LOUISVILLE, Ky. – A made-for-TV college football special Sunday afternoon brought Louisville a perfect storm of Sugar Bowl celebration, over-matched opponent and launching pad for a season of high(er) expectations.
That junior quarterback Teddy Bridgewater launched a Heisman campaign in the process — unofficially, of course — was part of the show.
It was an impressive show, too, as Bridgewater threw for 355 yards and 5 touchdowns and No. 9 Louisville steadily and efficiently blew Ohio out of Papa John’s Cardinal Stadium, 49-7. From the first series, there was no question which was the dominant team and who was the best player.
“The thing Teddy does is he studies the game,” Louisville coach Charlie Strong said. “He tells receivers where they need to be. He does a great job checking at the line and taking what the defense gives him.”
Bridgewater completed his first 10 passes Sunday; the 11th was dropped and was actually one of his best throws of the day. He threw across the field confidently, zinged a 19-yarder to Damian Copeland’s back shoulder at the pylon on the second touchdown and though he generally had all day to throw, he rarely waited too long. On his one interception, Strong said he threw it where his intended receiver was supposed to be.
“I thought Bridgewater was precision perfect,” Ohio coach Frank Solich said. “He has great poise. He never gets frustrated, and he has a great arm. He is the total package.”
The word is out, though Bridgewater doesn’t necessarily love that part of it. A pretty strange thing, at least in this day and age, happened here last spring: Bridgewater went to Louisville officials and asked that the school not run a formal Heisman campaign.
What Bridgewater said last spring about the Heisman talk was “I don’t pay attention to it. I’m all about this team. I’m all about the team having success. I’m all about my teammates becoming better players. The Heisman isn’t a goal of mine. A team effort, a national championship, a BCS game – those are our goals.”
The school later confirmed that Bridgewater didn’t want “an individual Heisman campaign.”
That may not be up Touchdown Teddy (if recommendations are being accepted).
“I really can’t speak on that,” Bridgewater said after Sunday’s game.
Bridgewater was clearly better — more in command, more accurate — in the 2013 opener than he was last year, and last year he was pretty good, especially down the stretch. Going back to last Oct. 20, a span of nine games including Sunday’s blitzing of Ohio, Bridgewater has completed 68 percent of his passes for 2,655 yards and 23 touchdowns vs. just 6 interceptions.
He’s throwing rockets.
“I’ve polished up my game,” Bridgewater said. “Whether it’s making checks at the line or keeping myself protected, I’ve just worked on seeing things, trying to keep us moving.”
He can be Teddy Heisman if he can keep up the pace he set in the opener. Bridgewater recorded 28 total touchdowns last season, 27 passing; that’s way off the Heisman pace Johnny Manziel (26 passing TD, 21 rushing) set in winning the Heisman last year.
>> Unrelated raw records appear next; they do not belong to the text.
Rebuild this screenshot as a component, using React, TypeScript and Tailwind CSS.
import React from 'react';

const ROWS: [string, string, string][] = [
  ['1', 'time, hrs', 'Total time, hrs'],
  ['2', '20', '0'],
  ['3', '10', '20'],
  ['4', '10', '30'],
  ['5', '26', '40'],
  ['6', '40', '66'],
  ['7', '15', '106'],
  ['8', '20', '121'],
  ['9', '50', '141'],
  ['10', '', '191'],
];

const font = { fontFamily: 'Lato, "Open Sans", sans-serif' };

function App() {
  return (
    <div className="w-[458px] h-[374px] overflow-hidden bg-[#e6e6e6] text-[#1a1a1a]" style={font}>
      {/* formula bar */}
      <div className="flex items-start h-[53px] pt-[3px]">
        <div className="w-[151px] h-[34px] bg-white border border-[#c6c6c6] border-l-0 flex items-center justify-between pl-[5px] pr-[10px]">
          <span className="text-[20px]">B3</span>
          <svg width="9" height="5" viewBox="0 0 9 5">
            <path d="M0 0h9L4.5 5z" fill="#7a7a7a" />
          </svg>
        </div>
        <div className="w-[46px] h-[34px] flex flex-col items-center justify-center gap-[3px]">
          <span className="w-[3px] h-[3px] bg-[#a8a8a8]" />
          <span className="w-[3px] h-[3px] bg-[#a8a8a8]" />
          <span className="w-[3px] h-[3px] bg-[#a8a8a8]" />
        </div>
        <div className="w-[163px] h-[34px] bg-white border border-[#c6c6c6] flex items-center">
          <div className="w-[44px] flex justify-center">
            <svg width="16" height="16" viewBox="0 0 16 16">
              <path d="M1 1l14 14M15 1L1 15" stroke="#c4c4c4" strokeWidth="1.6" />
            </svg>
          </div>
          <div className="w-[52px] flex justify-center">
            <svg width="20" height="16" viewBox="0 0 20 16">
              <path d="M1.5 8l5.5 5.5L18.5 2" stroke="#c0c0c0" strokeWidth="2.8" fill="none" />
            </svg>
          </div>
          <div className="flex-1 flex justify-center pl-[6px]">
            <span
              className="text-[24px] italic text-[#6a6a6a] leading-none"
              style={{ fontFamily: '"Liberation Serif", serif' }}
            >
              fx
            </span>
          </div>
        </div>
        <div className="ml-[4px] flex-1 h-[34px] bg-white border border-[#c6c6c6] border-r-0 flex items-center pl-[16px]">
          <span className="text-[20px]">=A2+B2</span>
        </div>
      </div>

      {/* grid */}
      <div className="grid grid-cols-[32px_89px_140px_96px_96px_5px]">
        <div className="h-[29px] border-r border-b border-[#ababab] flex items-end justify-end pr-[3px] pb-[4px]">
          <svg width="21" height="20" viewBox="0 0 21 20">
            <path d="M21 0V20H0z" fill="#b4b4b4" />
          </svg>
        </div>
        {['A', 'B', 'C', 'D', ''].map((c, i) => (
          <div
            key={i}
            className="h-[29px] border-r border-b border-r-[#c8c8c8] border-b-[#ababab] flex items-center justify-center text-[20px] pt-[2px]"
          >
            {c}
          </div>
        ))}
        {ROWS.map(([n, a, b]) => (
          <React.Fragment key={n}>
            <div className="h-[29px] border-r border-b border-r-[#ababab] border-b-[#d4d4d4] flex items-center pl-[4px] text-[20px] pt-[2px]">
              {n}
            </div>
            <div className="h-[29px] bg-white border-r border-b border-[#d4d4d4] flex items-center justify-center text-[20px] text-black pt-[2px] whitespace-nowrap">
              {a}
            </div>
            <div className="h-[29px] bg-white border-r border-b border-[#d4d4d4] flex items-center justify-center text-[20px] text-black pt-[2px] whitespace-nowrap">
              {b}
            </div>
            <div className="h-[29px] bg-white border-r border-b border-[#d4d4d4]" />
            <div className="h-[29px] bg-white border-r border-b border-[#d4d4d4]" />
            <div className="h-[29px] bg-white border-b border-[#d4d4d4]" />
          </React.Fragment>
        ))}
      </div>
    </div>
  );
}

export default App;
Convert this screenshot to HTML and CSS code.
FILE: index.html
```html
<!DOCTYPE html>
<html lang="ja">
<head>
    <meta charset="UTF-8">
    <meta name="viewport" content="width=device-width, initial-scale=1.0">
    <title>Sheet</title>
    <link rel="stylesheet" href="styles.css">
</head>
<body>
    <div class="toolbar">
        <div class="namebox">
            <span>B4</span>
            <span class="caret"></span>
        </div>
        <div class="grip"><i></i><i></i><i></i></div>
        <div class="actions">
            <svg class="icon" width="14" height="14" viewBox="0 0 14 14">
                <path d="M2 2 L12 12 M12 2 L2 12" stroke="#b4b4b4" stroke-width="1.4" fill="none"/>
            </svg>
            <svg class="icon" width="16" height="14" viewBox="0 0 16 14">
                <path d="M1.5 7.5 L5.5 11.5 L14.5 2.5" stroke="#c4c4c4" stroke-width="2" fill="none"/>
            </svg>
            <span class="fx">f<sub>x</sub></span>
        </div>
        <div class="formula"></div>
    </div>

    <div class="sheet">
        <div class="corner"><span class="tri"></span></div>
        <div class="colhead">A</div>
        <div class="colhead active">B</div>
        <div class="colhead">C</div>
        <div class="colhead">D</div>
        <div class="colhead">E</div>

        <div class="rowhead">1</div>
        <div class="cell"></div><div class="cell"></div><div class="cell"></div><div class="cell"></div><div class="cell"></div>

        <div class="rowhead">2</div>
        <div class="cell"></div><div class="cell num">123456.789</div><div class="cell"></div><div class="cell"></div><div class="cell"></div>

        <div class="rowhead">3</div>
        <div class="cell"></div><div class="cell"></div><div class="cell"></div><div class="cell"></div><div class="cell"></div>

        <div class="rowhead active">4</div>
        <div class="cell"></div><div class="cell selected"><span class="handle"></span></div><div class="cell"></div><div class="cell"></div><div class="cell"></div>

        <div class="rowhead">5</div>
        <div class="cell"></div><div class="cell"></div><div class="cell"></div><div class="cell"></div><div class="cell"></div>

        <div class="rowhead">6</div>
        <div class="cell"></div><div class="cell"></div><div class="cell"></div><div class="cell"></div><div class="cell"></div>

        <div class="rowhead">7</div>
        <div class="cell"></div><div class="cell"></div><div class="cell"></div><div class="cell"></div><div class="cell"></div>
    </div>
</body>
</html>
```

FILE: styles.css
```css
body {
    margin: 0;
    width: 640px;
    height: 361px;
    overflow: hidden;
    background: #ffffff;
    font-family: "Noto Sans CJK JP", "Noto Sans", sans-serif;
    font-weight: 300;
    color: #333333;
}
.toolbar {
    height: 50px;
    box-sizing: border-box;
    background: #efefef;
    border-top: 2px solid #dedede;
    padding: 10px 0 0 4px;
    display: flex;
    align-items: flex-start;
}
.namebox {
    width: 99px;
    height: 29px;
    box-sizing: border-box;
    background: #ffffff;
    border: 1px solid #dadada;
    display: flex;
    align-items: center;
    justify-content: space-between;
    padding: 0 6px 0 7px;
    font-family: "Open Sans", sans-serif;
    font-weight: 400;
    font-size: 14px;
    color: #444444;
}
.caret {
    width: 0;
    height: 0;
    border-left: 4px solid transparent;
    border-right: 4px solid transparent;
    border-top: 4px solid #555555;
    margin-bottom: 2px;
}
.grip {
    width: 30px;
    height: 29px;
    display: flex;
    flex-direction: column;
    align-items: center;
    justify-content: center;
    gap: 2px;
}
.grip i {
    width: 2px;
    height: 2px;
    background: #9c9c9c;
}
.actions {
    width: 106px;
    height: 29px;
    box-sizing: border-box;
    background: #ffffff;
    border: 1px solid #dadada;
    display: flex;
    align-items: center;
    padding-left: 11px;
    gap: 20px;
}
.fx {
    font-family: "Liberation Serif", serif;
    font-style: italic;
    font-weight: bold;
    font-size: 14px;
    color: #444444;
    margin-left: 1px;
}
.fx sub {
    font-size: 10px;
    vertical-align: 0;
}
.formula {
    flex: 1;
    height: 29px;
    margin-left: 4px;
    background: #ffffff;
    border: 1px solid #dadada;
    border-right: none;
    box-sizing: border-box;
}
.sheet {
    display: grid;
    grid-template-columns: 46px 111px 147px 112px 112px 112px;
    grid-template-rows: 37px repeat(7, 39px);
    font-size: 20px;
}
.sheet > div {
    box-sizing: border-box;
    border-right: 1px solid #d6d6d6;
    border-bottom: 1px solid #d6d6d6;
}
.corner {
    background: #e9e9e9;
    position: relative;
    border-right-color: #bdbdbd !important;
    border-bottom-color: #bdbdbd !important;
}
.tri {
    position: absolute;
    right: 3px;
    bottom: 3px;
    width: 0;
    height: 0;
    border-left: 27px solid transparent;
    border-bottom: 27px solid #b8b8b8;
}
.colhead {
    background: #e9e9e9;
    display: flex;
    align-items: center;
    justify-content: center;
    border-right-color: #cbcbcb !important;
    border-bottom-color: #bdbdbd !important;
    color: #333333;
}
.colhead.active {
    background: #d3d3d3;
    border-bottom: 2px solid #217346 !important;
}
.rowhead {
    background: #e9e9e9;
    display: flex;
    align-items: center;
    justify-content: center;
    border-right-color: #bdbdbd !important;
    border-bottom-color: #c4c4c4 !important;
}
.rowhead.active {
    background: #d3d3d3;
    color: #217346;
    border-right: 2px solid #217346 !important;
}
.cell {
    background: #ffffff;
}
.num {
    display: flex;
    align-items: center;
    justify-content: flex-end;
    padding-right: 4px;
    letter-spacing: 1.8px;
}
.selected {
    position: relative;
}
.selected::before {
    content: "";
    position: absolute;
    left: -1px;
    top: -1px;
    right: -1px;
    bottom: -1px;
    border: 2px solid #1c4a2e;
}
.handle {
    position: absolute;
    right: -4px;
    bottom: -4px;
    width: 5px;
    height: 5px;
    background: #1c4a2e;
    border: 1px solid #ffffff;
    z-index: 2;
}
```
Upcoming on Louisville’s schedule: Eastern Kentucky, Kentucky, Florida International. Later: South Florida, UConn, Houston and Memphis. Bridgewater could put up some serious numbers, and they very well could be good enough to get a bunch of votes in the beauty contest that is the Heisman race. A ridiculously early guess would likely have Bridgewater and Clemson’s Tajh Boyd (3 passing TDs, 2 running vs. Georgia) at the top of any list.
“We have a lot of weapons,” Strong said. “We can move the ball.”
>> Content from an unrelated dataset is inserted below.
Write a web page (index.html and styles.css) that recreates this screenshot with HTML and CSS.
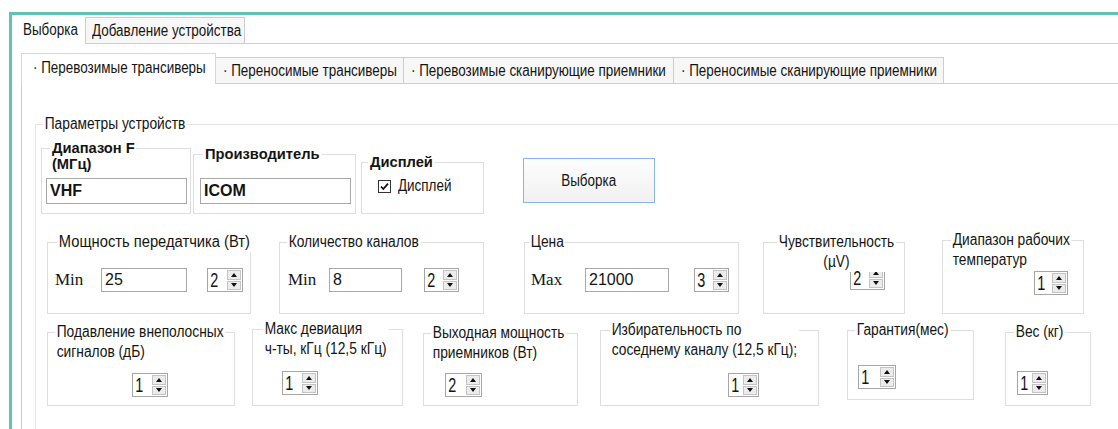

There’s more at stake than just a trophy for Bridgewater, too. At least 15 NFL scouts were on hand Sunday. General managers will be stopping by once rosters are set, and maybe sooner than later. And probably both sooner and later.
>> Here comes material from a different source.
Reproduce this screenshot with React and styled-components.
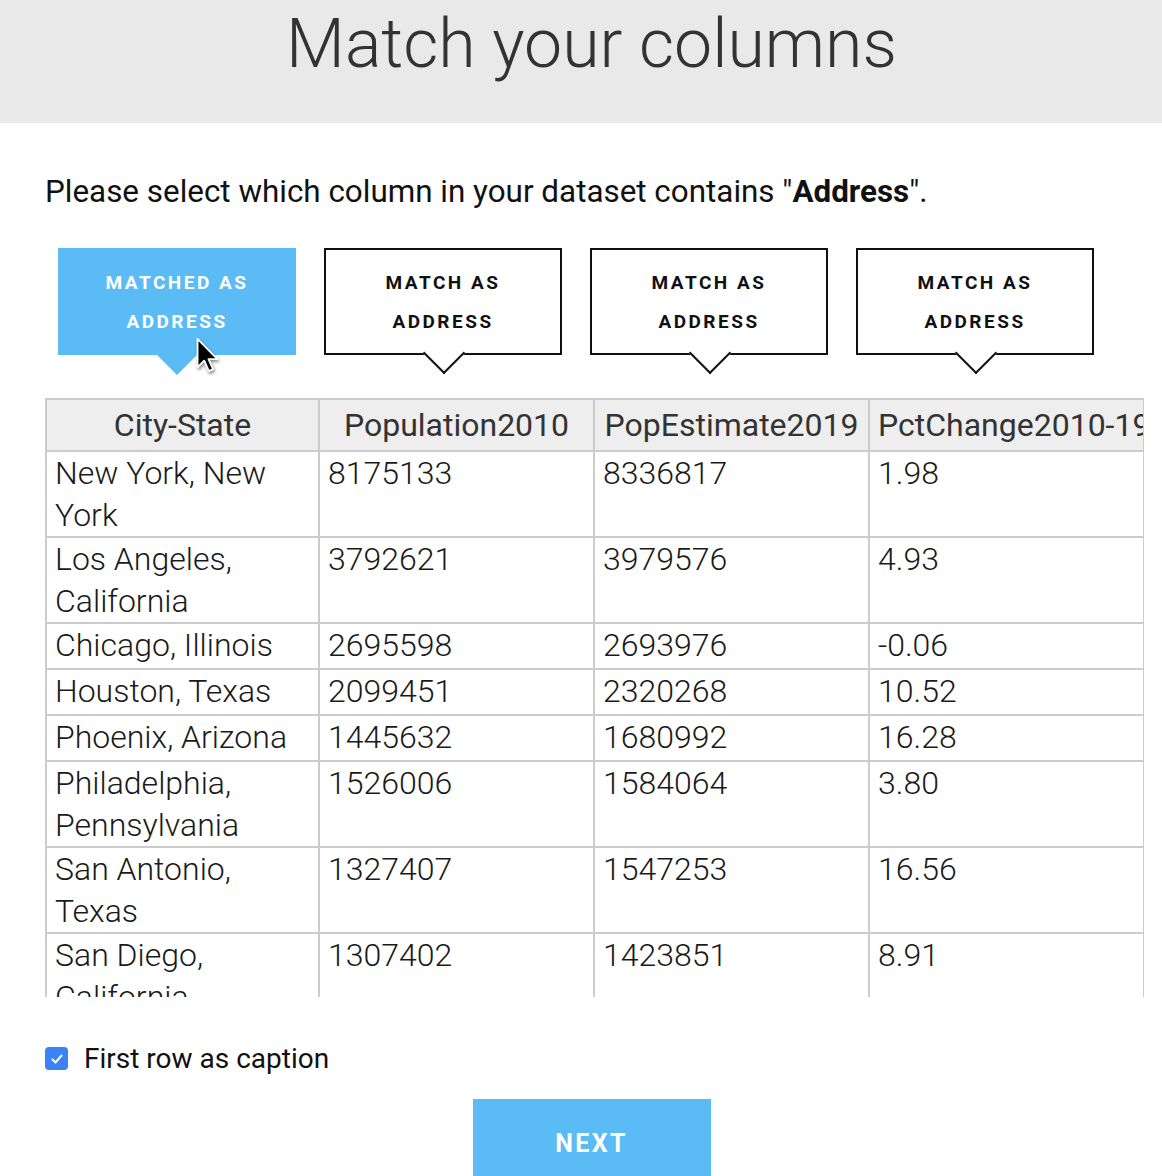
import React from "react";
import styled, { createGlobalStyle, css } from "styled-components";

const Global = createGlobalStyle`
  html, body { margin: 0; padding: 0; background: #fff; }
  body { font-family: Roboto, "Liberation Sans", Arial, sans-serif; color: #222; overflow: hidden; }
  * { box-sizing: border-box; }
`;

const Page = styled.div`
  width: 1162px;
  height: 1176px;
  overflow: hidden;
  display: flex;
  flex-direction: column;
  & > * { flex-shrink: 0; }
`;

const Banner = styled.header`
  height: 123px;
  background: #e9e9e9;
  display: flex;
  justify-content: center;
`;

const Title = styled.h1`
  margin: 0;
  margin-top: 4px;
  font-size: 68px;
  font-weight: 300;
  line-height: 80px;
  color: #333;
  margin-left: 21px;
`;

const Content = styled.main`
  padding: 0 19px 0 45px;
  display: flex;
  flex-direction: column;
  & > * { flex-shrink: 0; }
`;

const Intro = styled.p`
  margin: 48px 0 0;
  font-size: 31.4px;
  line-height: 42px;
  font-weight: 400;
  color: #111;
  b { font-weight: 700; }
`;

const ButtonRow = styled.div`
  display: flex;
  gap: 28px;
  padding-left: 13px;
  margin-top: 35px;
  position: relative;
`;

const MatchButton = styled.button`
  position: relative;
  width: 238px;
  height: 107px;
  padding: 0;
  font-family: Roboto, "Liberation Sans", Arial, sans-serif;
  font-size: 19px;
  font-weight: 700;
  letter-spacing: 2.5px;
  line-height: 39px;
  text-align: center;
  cursor: pointer;
  ${(p) =>
    p.$active
      ? css`
          background: #5bbcf5;
          color: #fff;
          border: none;
          &::after {
            content: "";
            position: absolute;
            left: 50%;
            bottom: -20px;
            margin-left: -20px;
            border-left: 20px solid transparent;
            border-right: 20px solid transparent;
            border-top: 20px solid #5bbcf5;
          }
        `
      : css`
          background: #fff;
          color: #111;
          border: 2px solid #111;
          &::after {
            content: "";
            position: absolute;
            left: 50%;
            bottom: -15px;
            width: 28px;
            height: 28px;
            margin-left: -14px;
            background: #fff;
            border-right: 2px solid #111;
            border-bottom: 2px solid #111;
            transform: rotate(45deg);
          }
        `}
`;

const Cursor = styled.svg`
  position: absolute;
  left: 150px;
  top: 89px;
  width: 24px;
  height: 36px;
  filter: drop-shadow(1px 2px 1.5px rgba(0, 0, 0, 0.45));
`;

const TableWrap = styled.div`
  margin-top: 43px;
  width: 1099px;
  height: 599px;
  overflow: hidden;
`;

const Table = styled.table`
  border-collapse: collapse;
  table-layout: fixed;
  width: 1098px;
`;

const HeadCell = styled.th`
  background: #eeeeee;
  border: 2px solid #cccccc;
  font-size: 32px;
  font-weight: 400;
  color: #333;
  line-height: 40px;
  height: 52px;
  padding: 2px 8px;
  white-space: nowrap;
  overflow: hidden;
  text-align: center;
  box-shadow: 0 3px 3px -1px rgba(0, 0, 0, 0.3);
  position: relative;
  z-index: 1;
`;

const Cell = styled.td`
  border: 2px solid #cccccc;
  font-size: 32px;
  font-weight: 300;
  color: #1a1a1a;
  line-height: 42px;
  padding: 0 8px;
  vertical-align: top;
  height: 46px;
`;

const Footer = styled.div`
  display: flex;
  flex-direction: column;
`;

const CheckLabel = styled.label`
  display: flex;
  align-items: center;
  gap: 16px;
  margin-top: 45px;
  font-size: 28px;
  color: #111;
  font-weight: 400;
`;

const Box = styled.span`
  width: 23px;
  height: 23px;
  border-radius: 4px;
  background: #3b82f6;
  display: inline-flex;
  align-items: center;
  justify-content: center;
`;

const NextButton = styled.button`
  align-self: center;
  margin-top: 24px;
  margin-left: -5px;
  width: 238px;
  height: 90px;
  border: none;
  background: #5bbcf5;
  color: #fff;
  font-family: Roboto, "Liberation Sans", Arial, sans-serif;
  font-size: 25px;
  font-weight: 700;
  letter-spacing: 2.4px;
  padding-bottom: 2px;
`;

const headers = ["City-State", "Population2010", "PopEstimate2019", "PctChange2010-19"];
const rows = [
  ["New York, New York", "8175133", "8336817", "1.98"],
  ["Los Angeles, California", "3792621", "3979576", "4.93"],
  ["Chicago, Illinois", "2695598", "2693976", "-0.06"],
  ["Houston, Texas", "2099451", "2320268", "10.52"],
  ["Phoenix, Arizona", "1445632", "1680992", "16.28"],
  ["Philadelphia, Pennsylvania", "1526006", "1584064", "3.80"],
  ["San Antonio, Texas", "1327407", "1547253", "16.56"],
  ["San Diego, California", "1307402", "1423851", "8.91"],
  ["Dallas, Texas", "1197816", "1343573", "12.17"],
];

export default function App() {
  return (
    <Page>
      <Global />
      <Banner>
        <Title>Match your columns</Title>
      </Banner>
      <Content>
        <Intro>
          Please select which column in your dataset contains "<b>Address</b>".
        </Intro>
        <ButtonRow>
          <MatchButton $active>
            MATCHED AS
            <br />
            ADDRESS
          </MatchButton>
          {[1, 2, 3].map((i) => (
            <MatchButton key={i}>
              MATCH AS
              <br />
              ADDRESS
            </MatchButton>
          ))}
          <Cursor viewBox="0 0 12 19">
            <path
              d="M1 1 L1 16 L4.5 12.5 L7 18 L9.2 17 L6.8 11.7 L11.5 11.7 Z"
              fill="#000"
              stroke="#fff"
              strokeWidth="1"
              strokeLinejoin="round"
            />
          </Cursor>
        </ButtonRow>
        <TableWrap>
          <Table>
            <colgroup>
              <col style={{ width: 273 }} />
              <col style={{ width: 275 }} />
              <col style={{ width: 275 }} />
              <col style={{ width: 275 }} />
            </colgroup>
            <thead>
              <tr>
                {headers.map((h) => (
                  <HeadCell key={h}>{h}</HeadCell>
                ))}
              </tr>
            </thead>
            <tbody>
              {rows.map((r) => (
                <tr key={r[0]}>
                  {r.map((c, i) => (
                    <Cell key={i}>{c}</Cell>
                  ))}
                </tr>
              ))}
            </tbody>
          </Table>
        </TableWrap>
        <Footer>
          <CheckLabel>
            <Box>
              <svg width="14" height="14" viewBox="0 0 14 14">
                <path d="M2.5 7.5 L5.5 10.5 L11.5 3.5" fill="none" stroke="#fff" strokeWidth="2" strokeLinecap="round" strokeLinejoin="round" />
              </svg>
            </Box>
            First row as caption
          </CheckLabel>
          <NextButton>NEXT</NextButton>
        </Footer>
      </Content>
    </Page>
  );
}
By rule, NFL teams aren’t supposed to scout underclassmen. Kind of like Manziel isn’t supposed to take money for autographs.
Bridgewater may hate the attention, but the word is out. Big money awaits if he keeps this up, and the spotlight on Louisville will only grow with more wins and more individual performances like the one Bridgewater turned in Sunday. He has the team and the schedule to chase the Heisman, even if he doesn’t want to talk about it now.